A mudança de regime, com a adoção do semipresidencialismo francês, foi outra alternativa frustrada. O mesmo tipo de aventura golpista que castrou o poder do presidente João Goulart, em 1961, quando da renúncia de Jânio, o louco. Desafiando a Constituição, os três ministros militares não aceitaram a posse do vice Jango, e o Congresso sacramentou o serviço mudando o regime para parlamentarista. Menos de dois anos depois, um plebiscito trouxe de volta o presidencialismo.

Na estrada iluminada, o motoqueiro consulta o relógio preocupado. O aeroporto parece uma miragem distante. Sente o temor de perder a hora de embarque do voo expresso que sai à meia noite .
Como um acrobata amador que salta no escuro, o mito aposta numa abrupta quebra da democracia, em meio ao cenário de uma crise devastadora. Sonha com uma noite dos cristais. Acabou por ficar com uma única carta na mão. Faz chamadas de vídeo incitando seguidores. Quer ganhar as eleições com a ajuda das milícias, comandos vermelhos e outras agremiações criminosas que controlam o tráfico, as comunidades e os presídios. O que lhe interessa é o tumulto, o voto impresso de cabresto.

Houve um momento de susto e estupefação quando os juízes dos tribunais federais o acusaram de crimes. Aprovaram a abertura de inquérito por conduta criminosa na investigação sobre as fake News e suas ameaças ao sistema eleitoral. Não resta dúvida de que suas intenções foram claras desde início, entrou em cena falando em fascismo. Em todo esse tempo seu comportamento foi marcado por uma assustadora nitidez.

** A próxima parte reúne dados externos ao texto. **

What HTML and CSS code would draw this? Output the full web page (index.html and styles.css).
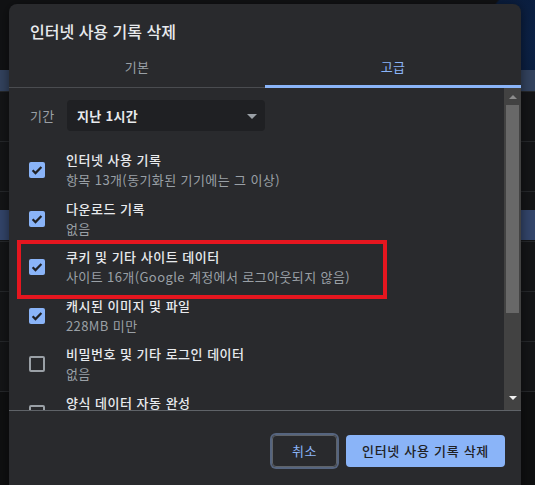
FILE: index.html
```html
<!DOCTYPE html>
<html lang="ko">
<head>
    <meta charset="UTF-8">
    <title>인터넷 사용 기록 삭제</title>
    <link rel="stylesheet" href="styles.css">
</head>
<body>
<div class="page">
    <div class="bg-top"></div>
    <div class="bg-row bg-blue"></div>
    <div class="bg-row"></div>
    <div class="bg-row"></div>
    <div class="bg-row bg-hl"></div>
    <div class="bg-row"></div>
    <div class="bg-row"></div>
    <div class="bg-row"></div>
</div>

<div class="dialog">
    <div class="title">인터넷 사용 기록 삭제</div>
    <div class="tabs">
        <div class="tab">기본</div>
        <div class="tab active">고급</div>
    </div>

    <div class="body">
        <div class="list">
            <div class="period">
                <span class="period-label">기간</span>
                <div class="select">
                    <span>지난 1시간</span>
                    <i class="caret"></i>
                </div>
            </div>

            <div class="row">
                <span class="check on"><svg viewBox="0 0 16 16"><path d="M3.6 8.2l2.9 2.9 5.9-6"/></svg></span>
                <div class="row-text">
                    <p>인터넷 사용 기록</p>
                    <em>항목 13개(동기화된 기기에는 그 이상)</em>
                </div>
            </div>
            <div class="row">
                <span class="check on"><svg viewBox="0 0 16 16"><path d="M3.6 8.2l2.9 2.9 5.9-6"/></svg></span>
                <div class="row-text">
                    <p>다운로드 기록</p>
                    <em>없음</em>
                </div>
            </div>
            <div class="row">
                <span class="check on"><svg viewBox="0 0 16 16"><path d="M3.6 8.2l2.9 2.9 5.9-6"/></svg></span>
                <div class="row-text">
                    <p>쿠키 및 기타 사이트 데이터</p>
                    <em>사이트 16개(Google 계정에서 로그아웃되지 않음)</em>
                </div>
            </div>
            <div class="row">
                <span class="check on"><svg viewBox="0 0 16 16"><path d="M3.6 8.2l2.9 2.9 5.9-6"/></svg></span>
                <div class="row-text">
                    <p>캐시된 이미지 및 파일</p>
                    <em>228MB 미만</em>
                </div>
            </div>
            <div class="row">
                <span class="check"></span>
                <div class="row-text">
                    <p>비밀번호 및 기타 로그인 데이터</p>
                    <em>없음</em>
                </div>
            </div>
            <div class="row">
                <span class="check"></span>
                <div class="row-text">
                    <p>양식 데이터 자동 완성</p>
                    <em>&nbsp;</em>
                </div>
            </div>
        </div>
        <div class="scrollbar">
            <i class="arrow up"></i>
            <div class="thumb"></div>
            <i class="arrow down"></i>
        </div>
    </div>

    <div class="footer">
        <span class="btn cancel">취소</span>
        <span class="btn primary">인터넷 사용 기록 삭제</span>
    </div>

    <div class="mark"></div>
</div>
</body>
</html>
```

FILE: styles.css
```css
* {
    padding: 0;
    margin: 0;
    box-sizing: border-box;
    font-style: normal;
}
body, html {
    height: 100%;
    overflow: hidden;
}
body {
    background: #0f1011;
    font-family: "Noto Sans CJK KR", "Noto Sans", sans-serif;
    position: relative;
}

/* page behind the dialog */
.page {
    height: 100%;
}
.bg-top {
    height: 70px;
    background: radial-gradient(circle at 545px 40px, #0c2247 0, #0a1d3d 60px, #111214 62px);
}
.bg-row {
    height: 50px;
    border-bottom: 1px solid #26282b;
    background: #141517;
}
.bg-blue {
    height: 22px;
    background: #33435e;
}
.bg-hl {
    background: linear-gradient(#141517 0, #141517 18px, #33456a 18px, #33456a 48px, #141517 48px);
}

/* dialog */
.dialog {
    position: absolute;
    left: 9px;
    top: 4px;
    width: 512px;
    height: 500px;
    background: #292a2d;
    border-radius: 8px;
    color: #e8eaed;
    box-shadow: 0 2px 12px rgba(0, 0, 0, .5);
}
.title {
    height: 44px;
    padding: 17px 0 0 21px;
    font-size: 16px;
    line-height: 20px;
    font-weight: 500;
}
.tabs {
    display: flex;
    height: 40px;
    border-bottom: 1px solid #4a4c50;
}
.tab {
    flex: 1;
    text-align: center;
    font-size: 13px;
    line-height: 37px;
    color: #9aa0a6;
    position: relative;
    letter-spacing: 0.4px;
}
.tab.active {
    color: #8ab4f8;
}
.tab.active:after {
    content: '';
    position: absolute;
    left: 0;
    right: 0;
    bottom: -1px;
    height: 3px;
    background: #8ab4f8;
}

.body {
    display: flex;
    height: 322px;
    overflow: hidden;
}
.list {
    flex: 1;
    padding: 12px 0 0 20px;
    overflow: hidden;
}
.period {
    display: flex;
    align-items: center;
    height: 31px;
    margin-bottom: 15px;
}
.period-label {
    width: 38px;
    padding-left: 1px;
    font-size: 13px;
    color: #9aa0a6;
    letter-spacing: 0.4px;
}
.select {
    width: 198px;
    height: 31px;
    background: #1f2023;
    border-radius: 4px;
    display: flex;
    align-items: center;
    justify-content: space-between;
    padding: 0 8px 0 10px;
    font-size: 13px;
    font-weight: 700;
    letter-spacing: 0.3px;
}
.caret {
    width: 0;
    height: 0;
    border-left: 5px solid transparent;
    border-right: 5px solid transparent;
    border-top: 5px solid #9aa0a6;
    margin-top: 1px;
}

.row {
    display: flex;
    align-items: center;
    height: 48.5px;
}
.check {
    width: 16px;
    height: 16px;
    border: 2px solid #9aa0a6;
    border-radius: 2px;
    margin-right: 21px;
    flex: none;
}
.check.on {
    border: none;
    background: #8ab4f8;
}
.check svg {
    display: block;
    width: 16px;
    height: 16px;
    fill: none;
    stroke: #202124;
    stroke-width: 2.2;
}
.row-text {
    white-space: nowrap;
    letter-spacing: 0.5px;
}
.row-text p {
    font-size: 13px;
    line-height: 20px;
    font-weight: 500;
    color: #e8eaed;
}
.row-text em {
    display: block;
    font-size: 13px;
    line-height: 20px;
    color: #9aa0a6;
    letter-spacing: 0.4px;
}

.scrollbar {
    width: 17px;
    background: #424242;
    padding: 0 2px;
    display: flex;
    flex-direction: column;
    align-items: center;
}
.thumb {
    width: 13px;
    height: 208px;
    background: #686868;
}
.arrow {
    width: 0;
    height: 0;
    border-left: 4px solid transparent;
    border-right: 4px solid transparent;
}
.arrow.up {
    border-bottom: 4px solid #8c8c8c;
    margin: 7px 0 6px;
}
.arrow.down {
    border-top: 4px solid #f1f1f1;
    margin-top: 83px;
}

.footer {
    border-top: 1px solid #5f6368;
    display: flex;
    justify-content: flex-end;
    align-items: flex-start;
    padding: 23px 16px 0 0;
}
.btn {
    height: 32px;
    line-height: 32px;
    border-radius: 4px;
    font-size: 13px;
    text-align: center;
    letter-spacing: 0.5px;
}
.cancel {
    width: 65px;
    margin: 1px 9px 0 0;
    line-height: 30px;
    color: #8ab4f8;
    border: 1px solid #5f6368;
    box-shadow: 0 0 0 2px #56657f;
}
.primary {
    width: 159px;
    background: #8ab4f8;
    color: #202124;
    font-weight: 500;
    margin-top: 1px;
    letter-spacing: 0.7px;
}

/* red highlight over the cookies row */
.mark {
    position: absolute;
    left: 8px;
    top: 236px;
    width: 370px;
    height: 59px;
    border: 4px solid #e5161f;
}
```
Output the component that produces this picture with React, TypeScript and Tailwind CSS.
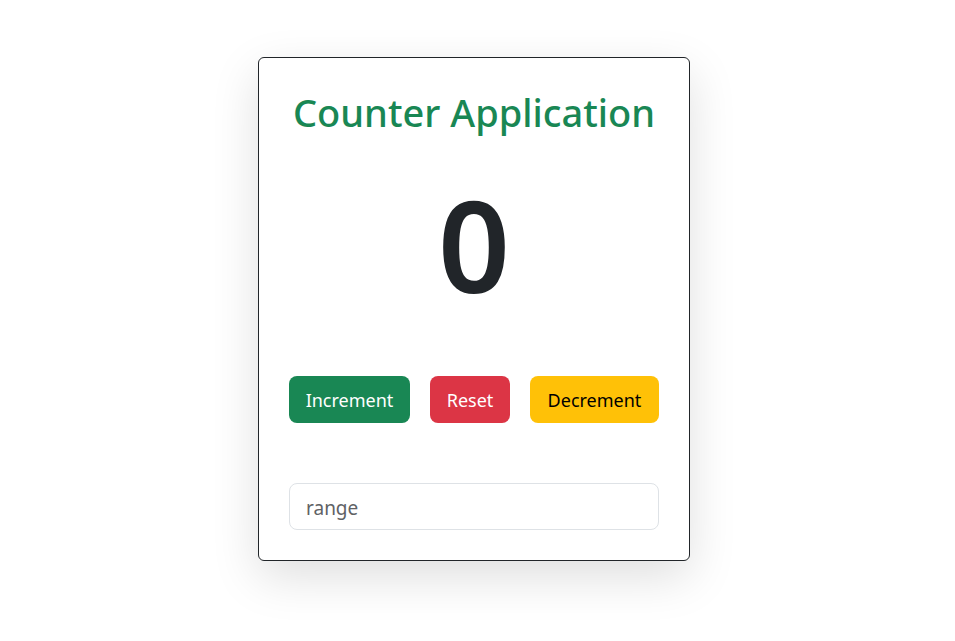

Mas agora precisou se apressar. Mal teve tempo para consultar a meteorologia e preparar a viagem. Tirou do armário a maleta preta e começou a jogar dentro as peças de roupa. Misturadas a elas, no fundo, vislumbrou sua coleção de cruzes suásticas, que sempre leva em suas viagens. Conferiu a senha, “voto impresso de cabresto”, e enfiou a folha de papel no bolso da jaqueta. Subiu na moto e acelerou. Sabia que precisava chegar a tempo de pegar o voo da meia-noite, sua última chance de escapar.